▶ [Written request]:
Faithfully return all lines, omitting every embedded picture.

▶ [Collected material]:
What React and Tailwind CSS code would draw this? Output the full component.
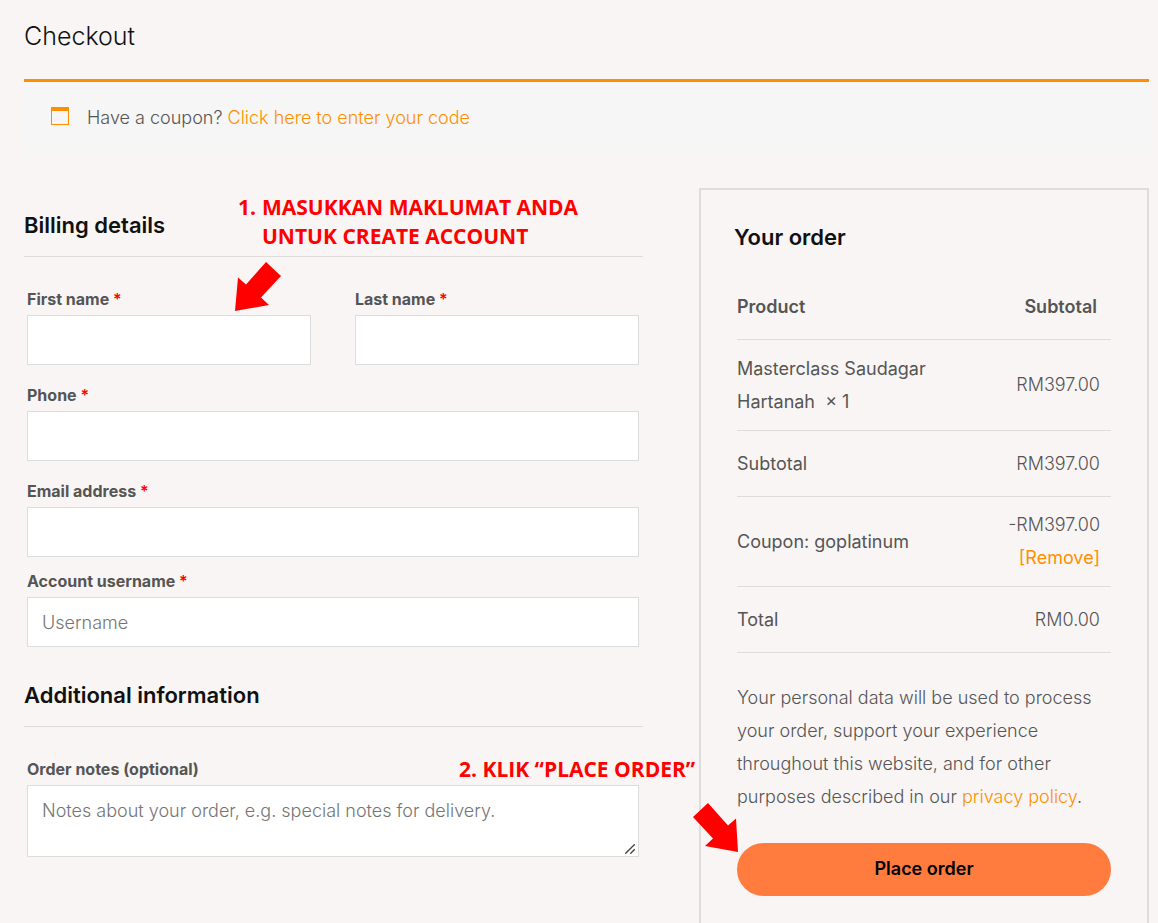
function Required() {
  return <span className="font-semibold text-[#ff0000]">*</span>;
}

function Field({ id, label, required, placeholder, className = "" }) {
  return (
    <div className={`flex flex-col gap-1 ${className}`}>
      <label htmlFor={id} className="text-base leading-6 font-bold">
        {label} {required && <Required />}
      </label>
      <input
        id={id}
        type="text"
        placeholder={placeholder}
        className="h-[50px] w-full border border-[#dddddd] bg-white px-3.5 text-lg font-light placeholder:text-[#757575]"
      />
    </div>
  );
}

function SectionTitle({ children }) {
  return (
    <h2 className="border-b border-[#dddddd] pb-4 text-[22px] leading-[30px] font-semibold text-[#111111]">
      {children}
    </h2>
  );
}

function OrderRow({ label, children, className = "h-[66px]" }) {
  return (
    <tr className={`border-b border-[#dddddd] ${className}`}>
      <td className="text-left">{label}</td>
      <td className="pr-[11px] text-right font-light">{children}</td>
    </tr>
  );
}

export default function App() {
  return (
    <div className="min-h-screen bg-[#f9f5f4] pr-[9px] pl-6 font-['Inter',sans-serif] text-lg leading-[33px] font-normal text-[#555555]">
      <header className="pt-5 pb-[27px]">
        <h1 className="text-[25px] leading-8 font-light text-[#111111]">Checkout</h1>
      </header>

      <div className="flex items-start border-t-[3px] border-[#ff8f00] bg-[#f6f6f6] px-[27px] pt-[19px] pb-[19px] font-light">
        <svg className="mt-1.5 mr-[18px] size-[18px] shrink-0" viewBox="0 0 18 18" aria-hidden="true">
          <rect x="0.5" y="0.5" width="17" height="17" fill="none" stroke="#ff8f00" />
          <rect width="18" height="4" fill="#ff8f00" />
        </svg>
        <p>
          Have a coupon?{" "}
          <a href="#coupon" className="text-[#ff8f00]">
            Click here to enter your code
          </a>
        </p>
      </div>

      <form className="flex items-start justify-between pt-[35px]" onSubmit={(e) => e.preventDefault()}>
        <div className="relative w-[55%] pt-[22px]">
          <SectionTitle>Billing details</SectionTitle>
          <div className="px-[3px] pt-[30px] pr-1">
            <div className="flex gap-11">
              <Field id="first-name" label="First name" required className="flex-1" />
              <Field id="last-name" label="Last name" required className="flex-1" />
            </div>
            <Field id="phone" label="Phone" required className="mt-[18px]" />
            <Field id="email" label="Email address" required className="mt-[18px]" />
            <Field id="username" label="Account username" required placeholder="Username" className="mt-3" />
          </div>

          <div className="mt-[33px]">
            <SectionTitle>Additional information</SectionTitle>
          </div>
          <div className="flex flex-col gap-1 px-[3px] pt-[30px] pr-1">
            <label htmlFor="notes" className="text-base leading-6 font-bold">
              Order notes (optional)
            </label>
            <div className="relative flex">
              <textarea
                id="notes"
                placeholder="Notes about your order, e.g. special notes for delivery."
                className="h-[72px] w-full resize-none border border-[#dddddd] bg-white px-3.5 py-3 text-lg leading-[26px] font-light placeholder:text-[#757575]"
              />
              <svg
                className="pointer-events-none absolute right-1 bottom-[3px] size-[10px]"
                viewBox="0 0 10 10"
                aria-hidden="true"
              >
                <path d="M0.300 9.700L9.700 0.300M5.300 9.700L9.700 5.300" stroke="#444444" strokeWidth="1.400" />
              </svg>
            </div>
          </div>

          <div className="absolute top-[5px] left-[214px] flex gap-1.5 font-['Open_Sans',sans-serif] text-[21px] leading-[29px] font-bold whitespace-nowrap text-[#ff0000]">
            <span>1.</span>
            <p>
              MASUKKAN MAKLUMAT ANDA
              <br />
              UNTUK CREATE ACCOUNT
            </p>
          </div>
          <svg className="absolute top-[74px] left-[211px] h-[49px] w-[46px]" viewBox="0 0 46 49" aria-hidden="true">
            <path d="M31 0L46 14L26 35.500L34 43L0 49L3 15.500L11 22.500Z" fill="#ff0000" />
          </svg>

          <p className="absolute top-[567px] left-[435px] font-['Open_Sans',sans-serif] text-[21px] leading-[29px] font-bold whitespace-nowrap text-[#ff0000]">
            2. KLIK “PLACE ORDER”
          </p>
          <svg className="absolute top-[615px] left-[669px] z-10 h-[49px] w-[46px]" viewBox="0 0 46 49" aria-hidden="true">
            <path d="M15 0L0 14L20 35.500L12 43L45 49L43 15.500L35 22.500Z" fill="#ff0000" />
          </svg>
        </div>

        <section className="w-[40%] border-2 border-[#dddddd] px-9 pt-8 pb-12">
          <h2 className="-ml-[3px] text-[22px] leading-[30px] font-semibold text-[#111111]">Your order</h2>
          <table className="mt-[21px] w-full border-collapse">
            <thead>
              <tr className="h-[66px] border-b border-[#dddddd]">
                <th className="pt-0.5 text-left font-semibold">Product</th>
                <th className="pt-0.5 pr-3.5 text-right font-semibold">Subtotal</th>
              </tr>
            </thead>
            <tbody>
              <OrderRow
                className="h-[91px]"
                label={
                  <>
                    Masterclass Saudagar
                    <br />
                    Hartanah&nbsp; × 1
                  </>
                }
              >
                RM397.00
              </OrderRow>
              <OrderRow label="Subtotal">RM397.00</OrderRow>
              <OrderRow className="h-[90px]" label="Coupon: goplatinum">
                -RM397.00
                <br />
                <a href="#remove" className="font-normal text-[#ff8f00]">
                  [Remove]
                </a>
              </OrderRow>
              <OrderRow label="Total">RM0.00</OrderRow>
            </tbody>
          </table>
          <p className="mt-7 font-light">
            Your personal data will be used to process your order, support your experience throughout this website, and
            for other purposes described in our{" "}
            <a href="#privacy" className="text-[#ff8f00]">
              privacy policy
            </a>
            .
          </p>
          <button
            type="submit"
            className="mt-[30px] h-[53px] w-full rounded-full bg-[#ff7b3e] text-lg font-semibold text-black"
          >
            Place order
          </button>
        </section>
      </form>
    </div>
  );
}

▶ [Solved problem]:
What React and Tailwind CSS code would draw this? Output the full component.
function Required() {
  return <span className="font-semibold text-[#ff0000]">*</span>;
}

function Field({ id, label, required, placeholder, className = "" }) {
  return (
    <div className={`flex flex-col gap-1 ${className}`}>
      <label htmlFor={id} className="text-base leading-6 font-bold">
        {label} {required && <Required />}
      </label>
      <input
        id={id}
        type="text"
        placeholder={placeholder}
        className="h-[50px] w-full border border-[#dddddd] bg-white px-3.5 text-lg font-light placeholder:text-[#757575]"
      />
    </div>
  );
}

function SectionTitle({ children }) {
  return (
    <h2 className="border-b border-[#dddddd] pb-4 text-[22px] leading-[30px] font-semibold text-[#111111]">
      {children}
    </h2>
  );
}

function OrderRow({ label, children, className = "h-[66px]" }) {
  return (
    <tr className={`border-b border-[#dddddd] ${className}`}>
      <td className="text-left">{label}</td>
      <td className="pr-[11px] text-right font-light">{children}</td>
    </tr>
  );
}

export default function App() {
  return (
    <div className="min-h-screen bg-[#f9f5f4] pr-[9px] pl-6 font-['Inter',sans-serif] text-lg leading-[33px] font-normal text-[#555555]">
      <header className="pt-5 pb-[27px]">
        <h1 className="text-[25px] leading-8 font-light text-[#111111]">Checkout</h1>
      </header>

      <div className="flex items-start border-t-[3px] border-[#ff8f00] bg-[#f6f6f6] px-[27px] pt-[19px] pb-[19px] font-light">
        <svg className="mt-1.5 mr-[18px] size-[18px] shrink-0" viewBox="0 0 18 18" aria-hidden="true">
          <rect x="0.5" y="0.5" width="17" height="17" fill="none" stroke="#ff8f00" />
          <rect width="18" height="4" fill="#ff8f00" />
        </svg>
        <p>
          Have a coupon?{" "}
          <a href="#coupon" className="text-[#ff8f00]">
            Click here to enter your code
          </a>
        </p>
      </div>

      <form className="flex items-start justify-between pt-[35px]" onSubmit={(e) => e.preventDefault()}>
        <div className="relative w-[55%] pt-[22px]">
          <SectionTitle>Billing details</SectionTitle>
          <div className="px-[3px] pt-[30px] pr-1">
            <div className="flex gap-11">
              <Field id="first-name" label="First name" required className="flex-1" />
              <Field id="last-name" label="Last name" required className="flex-1" />
            </div>
            <Field id="phone" label="Phone" required className="mt-[18px]" />
            <Field id="email" label="Email address" required className="mt-[18px]" />
            <Field id="username" label="Account username" required placeholder="Username" className="mt-3" />
          </div>

          <div className="mt-[33px]">
            <SectionTitle>Additional information</SectionTitle>
          </div>
          <div className="flex flex-col gap-1 px-[3px] pt-[30px] pr-1">
            <label htmlFor="notes" className="text-base leading-6 font-bold">
              Order notes (optional)
            </label>
            <div className="relative flex">
              <textarea
                id="notes"
                placeholder="Notes about your order, e.g. special notes for delivery."
                className="h-[72px] w-full resize-none border border-[#dddddd] bg-white px-3.5 py-3 text-lg leading-[26px] font-light placeholder:text-[#757575]"
              />
              <svg
                className="pointer-events-none absolute right-1 bottom-[3px] size-[10px]"
                viewBox="0 0 10 10"
                aria-hidden="true"
              >
                <path d="M0.300 9.700L9.700 0.300M5.300 9.700L9.700 5.300" stroke="#444444" strokeWidth="1.400" />
              </svg>
            </div>
          </div>

          <div className="absolute top-[5px] left-[214px] flex gap-1.5 font-['Open_Sans',sans-serif] text-[21px] leading-[29px] font-bold whitespace-nowrap text-[#ff0000]">
            <span>1.</span>
            <p>
              MASUKKAN MAKLUMAT ANDA
              <br />
              UNTUK CREATE ACCOUNT
            </p>
          </div>
          <svg className="absolute top-[74px] left-[211px] h-[49px] w-[46px]" viewBox="0 0 46 49" aria-hidden="true">
            <path d="M31 0L46 14L26 35.500L34 43L0 49L3 15.500L11 22.500Z" fill="#ff0000" />
          </svg>

          <p className="absolute top-[567px] left-[435px] font-['Open_Sans',sans-serif] text-[21px] leading-[29px] font-bold whitespace-nowrap text-[#ff0000]">
            2. KLIK “PLACE ORDER”
          </p>
          <svg className="absolute top-[615px] left-[669px] z-10 h-[49px] w-[46px]" viewBox="0 0 46 49" aria-hidden="true">
            <path d="M15 0L0 14L20 35.500L12 43L45 49L43 15.500L35 22.500Z" fill="#ff0000" />
          </svg>
        </div>

        <section className="w-[40%] border-2 border-[#dddddd] px-9 pt-8 pb-12">
          <h2 className="-ml-[3px] text-[22px] leading-[30px] font-semibold text-[#111111]">Your order</h2>
          <table className="mt-[21px] w-full border-collapse">
            <thead>
              <tr className="h-[66px] border-b border-[#dddddd]">
                <th className="pt-0.5 text-left font-semibold">Product</th>
                <th className="pt-0.5 pr-3.5 text-right font-semibold">Subtotal</th>
              </tr>
            </thead>
            <tbody>
              <OrderRow
                className="h-[91px]"
                label={
                  <>
                    Masterclass Saudagar
                    <br />
                    Hartanah&nbsp; × 1
                  </>
                }
              >
                RM397.00
              </OrderRow>
              <OrderRow label="Subtotal">RM397.00</OrderRow>
              <OrderRow className="h-[90px]" label="Coupon: goplatinum">
                -RM397.00
                <br />
                <a href="#remove" className="font-normal text-[#ff8f00]">
                  [Remove]
                </a>
              </OrderRow>
              <OrderRow label="Total">RM0.00</OrderRow>
            </tbody>
          </table>
          <p className="mt-7 font-light">
            Your personal data will be used to process your order, support your experience throughout this website, and
            for other purposes described in our{" "}
            <a href="#privacy" className="text-[#ff8f00]">
              privacy policy
            </a>
            .
          </p>
          <button
            type="submit"
            className="mt-[30px] h-[53px] w-full rounded-full bg-[#ff7b3e] text-lg font-semibold text-black"
          >
            Place order
          </button>
        </section>
      </form>
    </div>
  );
}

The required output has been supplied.